Well, here's a simple breakdown of some nutritional information and then some basic ways to try adding it into your typical meals.
When it comes to choosing high-fiber grains, barley is a winner. Why? Because even if it is refined and processed (ie: pearl barley, barely flakes or barley flour), it is one grain that has fiber found in all parts of the grain, regardless of whether or not the bran layer is removed.
And fiber will help regulate all sorts of things to begin helping your body take care of itself better....
A 1/2-cup serving of pearl barley contains 3 grams of fiber. In comparison, a 1/2-cup serving of brown rice contains 1.75 grams of fiber, and a 1/2-cup serving of white rice contains less that one gram of fiber. Here is a Fiber chart comparison for you visual folk out there.
|Food||Fiber Content in Grams|
|Oatmeal, 1 cup||3.98|
|Whole wheat bread, 1 slice||2|
|Whole wheat spaghetti, 1 cup||6.3|
|Brown rice, 1 cup||3.5|
|Barley, 1 cup||13.6|
|Buckwheat, 1 cup||4.54|
|Rye, 1/3 cup||8.22|
|Corn, 1 cup||4.6|
|Apple, 1 medium with skin||5.0|
|Banana, 1 medium||4.0|
|Blueberries, 1 cup||3.92|
|Orange, 1 large||4.42|
|Pear, 1 large||5.02|
|Prunes, 1/4 cup||3.02|
|Strawberries, 1 cup||3.82|
|Raspberries, 1 cup||8.36|
It's also a very good source of fiber and selenium, and a good source of phosphorus, copper and manganese.
Honestly, it's so versatile, you can substitute it for lots of things, but the best way for me is to cook it in chicken broth and add a touch of butter at the end (with parmesan is delicious too!). I pressure cook it because it does take a long time to cook and I forget to presoak it overnight (like you would dry beans).
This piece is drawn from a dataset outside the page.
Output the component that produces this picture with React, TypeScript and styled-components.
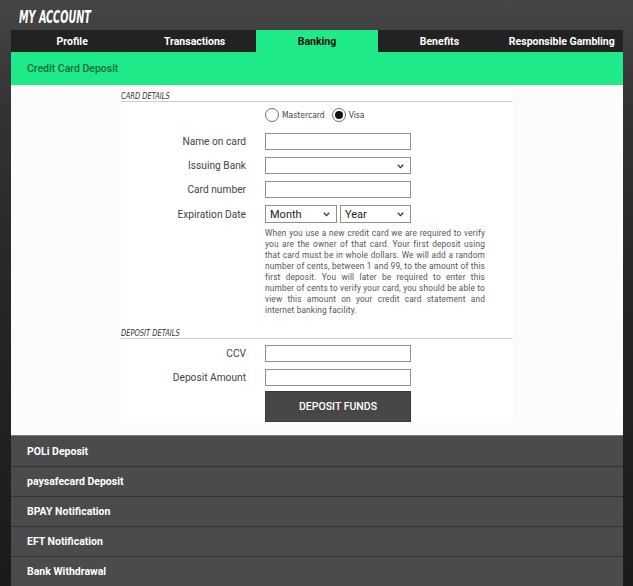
import React from "react";
import styled, { createGlobalStyle } from "styled-components";

const Global = createGlobalStyle`
  html, body { margin: 0; padding: 0; }
  body {
    width: 633px;
    min-height: 586px;
    background: linear-gradient(to bottom, #464646 0px, #333 110px, #262626 300px, #1b1b1b 586px);
    font-family: Roboto, "Liberation Sans", sans-serif;
    overflow: hidden;
  }
`;

const Page = styled.div`
  padding: 0 10px 0 11px;
  display: flex;
  flex-direction: column;
`;

const TitleBar = styled.div`
  height: 30px;
  box-sizing: border-box;
  padding: 7px 0 0 8px;
`;

const Title = styled.h1`
  margin: 0;
  display: inline-block;
  font-family: "DejaVu Sans Condensed", "Liberation Sans", sans-serif;
  font-style: italic;
  font-weight: 700;
  font-size: 17px;
  line-height: 20px;
  color: #fff;
  transform: scaleX(0.63);
  transform-origin: left center;
`;

const Tabs = styled.nav`
  display: grid;
  grid-template-columns: repeat(5, 1fr);
  height: 22px;
  background: #222;
`;

const Tab = styled.div<{ $active?: boolean }>`
  display: flex;
  align-items: center;
  justify-content: center;
  font-size: 10.5px;
  font-weight: 700;
  color: ${(p) => (p.$active ? "#111" : "#fff")};
  background: ${(p) => (p.$active ? "#1fea89" : "transparent")};
`;

const GreenHeader = styled.div`
  height: 33px;
  background: #1fea89;
  display: flex;
  align-items: center;
  padding-left: 16px;
  font-size: 10.5px;
  font-weight: 500;
  color: #0c6a3c;
`;

const Panel = styled.section`
  background: #fcfcfc;
  padding: 4px 0 13px;
  border-bottom: 1px solid #777;
`;

const FormBox = styled.div`
  width: 392px;
  margin: 0 auto;
  background: #fff;
  display: flex;
  flex-direction: column;
`;

const SectionHead = styled.div<{ $top?: number }>`
  line-height: 10px;
  border-bottom: 1px solid #cfcfcf;
  margin-top: ${(p) => p.$top ?? 0}px;
`;

const SectionText = styled.span`
  display: inline-block;
  font-family: "DejaVu Sans Condensed", "Liberation Sans", sans-serif;
  font-style: italic;
  font-size: 8.5px;
  color: #333;
  transform: scaleX(0.88);
  transform-origin: left center;
`;

const Grid = styled.div<{ $top?: number }>`
  display: grid;
  grid-template-columns: 125px 146px;
  column-gap: 19px;
  row-gap: 7px;
  align-items: center;
  margin-top: ${(p) => p.$top ?? 0}px;
`;

const Label = styled.label`
  text-align: right;
  font-size: 10.2px;
  color: #444;
`;

const RadioRow = styled.div`
  grid-column: 2 / span 1;
  display: flex;
  align-items: center;
  gap: 3px;
  white-space: nowrap;
  margin-bottom: 4px;
`;

const RadioCircle = styled.span<{ $checked?: boolean }>`
  width: 14px;
  height: 14px;
  box-sizing: border-box;
  border-radius: 50%;
  border: 1px solid #6d6d6d;
  display: flex;
  align-items: center;
  justify-content: center;
  &::after {
    content: "";
    width: 8px;
    height: 8px;
    border-radius: 50%;
    background: ${(p) => (p.$checked ? "#111" : "transparent")};
  }
`;

const RadioText = styled.span<{ $gap?: number }>`
  font-family: "DejaVu Sans Condensed", "Liberation Sans", sans-serif;
  font-size: 8.5px;
  color: #444;
  margin-right: ${(p) => p.$gap ?? 0}px;
`;

const Input = styled.input`
  box-sizing: border-box;
  width: 146px;
  height: 17px;
  border: 1px solid #8f8f8f;
  margin: 0;
  padding: 0 4px;
  background: #fff;
`;

const SelectWrap = styled.div<{ $w?: number }>`
  position: relative;
  width: ${(p) => p.$w ?? 146}px;
  height: ${(p) => (p.$w ? 18 : 17)}px;
  box-sizing: border-box;
  border: 1px solid #8f8f8f;
  background: #fff;
  display: flex;
  align-items: center;
  padding-left: 4px;
  font-size: 11px;
  color: #222;
`;

const Chevron = styled.svg`
  position: absolute;
  right: 6px;
  top: 50%;
  margin-top: -2px;
`;

const DateRow = styled.div`
  display: flex;
  gap: 3px;
`;

const Note = styled.p`
  grid-column: 2 / span 1;
  width: 220px;
  margin: -2px 0 0;
  font-size: 8.3px;
  letter-spacing: 0.15px;
  line-height: 11px;
  color: #555;
  text-align: justify;
`;

const Button = styled.button`
  box-sizing: border-box;
  width: 146px;
  height: 31px;
  margin-top: -2px;
  border: 1px solid #3a3a3a;
  background: #474747;
  color: #fff;
  font-family: Roboto, "Liberation Sans", sans-serif;
  font-size: 10.5px;
  font-weight: 500;
  text-transform: uppercase;
`;

const Accordion = styled.div`
  display: flex;
  flex-direction: column;
`;

const AccRow = styled.div`
  height: 30px;
  box-sizing: border-box;
  background: #4b4b4b;
  border-top: 1px solid #333;
  display: flex;
  align-items: center;
  padding-left: 16px;
  font-size: 10.5px;
  font-weight: 700;
  color: #fff;
  &:first-child { border-top: none; }
`;

const Arrow = () => (
  <Chevron width="7" height="5" viewBox="0 0 7 5">
    <polyline points="0.8,0.8 3.5,3.6 6.2,0.8" fill="none" stroke="#333" strokeWidth="1.3" />
  </Chevron>
);

const tabs = ["Profile", "Transactions", "Banking", "Benefits", "Responsible Gambling"];
const rows = ["POLi Deposit", "paysafecard Deposit", "BPAY Notification", "EFT Notification", "Bank Withdrawal"];

export default function App() {
  return (
    <>
      <Global />
      <Page>
        <TitleBar>
          <Title>MY ACCOUNT</Title>
        </TitleBar>
        <Tabs>
          {tabs.map((t) => (
            <Tab key={t} $active={t === "Banking"}>{t}</Tab>
          ))}
        </Tabs>
        <GreenHeader>Credit Card Deposit</GreenHeader>
        <Panel>
          <FormBox>
            <SectionHead><SectionText>CARD DETAILS</SectionText></SectionHead>
            <Grid $top={6}>
              <RadioRow>
                <RadioCircle />
                <RadioText $gap={4}>Mastercard</RadioText>
                <RadioCircle $checked />
                <RadioText>Visa</RadioText>
              </RadioRow>
              <Label>Name on card</Label>
              <Input />
              <Label>Issuing Bank</Label>
              <SelectWrap><Arrow /></SelectWrap>
              <Label>Card number</Label>
              <Input />
              <Label>Expiration Date</Label>
              <DateRow>
                <SelectWrap $w={72}>Month<Arrow /></SelectWrap>
                <SelectWrap $w={71}>Year<Arrow /></SelectWrap>
              </DateRow>
              <Note>
                When you use a new credit card we are required to verify you are the owner of that card. Your first deposit using that card must be in whole dollars. We will add a random number of cents, between 1 and 99, to the amount of this first deposit. You will later be required to enter this number of cents to verify your card, you should be able to view this amount on your credit card statement and internet banking facility.
              </Note>
            </Grid>
            <SectionHead $top={10}><SectionText>DEPOSIT DETAILS</SectionText></SectionHead>
            <Grid $top={6}>
              <Label>CCV</Label>
              <Input />
              <Label>Deposit Amount</Label>
              <Input />
              <span />
              <Button>Deposit Funds</Button>
            </Grid>
          </FormBox>
        </Panel>
        <Accordion>
          {rows.map((r) => (
            <AccRow key={r}>{r}</AccRow>
          ))}
        </Accordion>
      </Page>
    </>
  );
}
To cook pearl barley: In medium saucepan with lid, bring 3 cups water to a boil. Add 1 cup pearl barley and return to boil. Reduce heat to low, cover and cook 45 minutes or until barley is tender and liquid is absorbed. Makes about 3 to 3-1/2 cups.
In a crock pot or slow cooker: Place 2-1/2 cups boiling water, 1 cup pearl barley and 1/2 teaspoon salt in crock pot or slow cooker. Cover and cook on HIGH for approximately 1 hour and 45 minutes.To cook whole grain ("hulled"/"Hullless") barley kernels: In medium saucepan with lid, bring 3 cups water to a boil. Add 1 cup whole grain barley kernels and return to boil. Reduce heat to low, cover and cook about 50 to 55 minutes. Makes about 3 cups.
Note: Because whole grain barley retains most of the outer bran layer, the kernels tend to absorb less liquid during the cooking process. It may be necessary to pour off any remaining liquid after 50 to 55 minutes of cooking time. Compared to pearl barley, whole grain barley tends to be chewier in texture and produces a more robust flavor.
And, like other grains, it's best to store in the fridge or freeze to best maintain the grain's nutrients.
• Cook up a batch of pearl barley and add to prepared soups, stews, casseroles and salads for an extra shot of flavor, texture and fiber.• For a heart-healthy change of pace, serve your favorite stir-fry, stroganoff or curry over a bed of steaming hot pearl barley.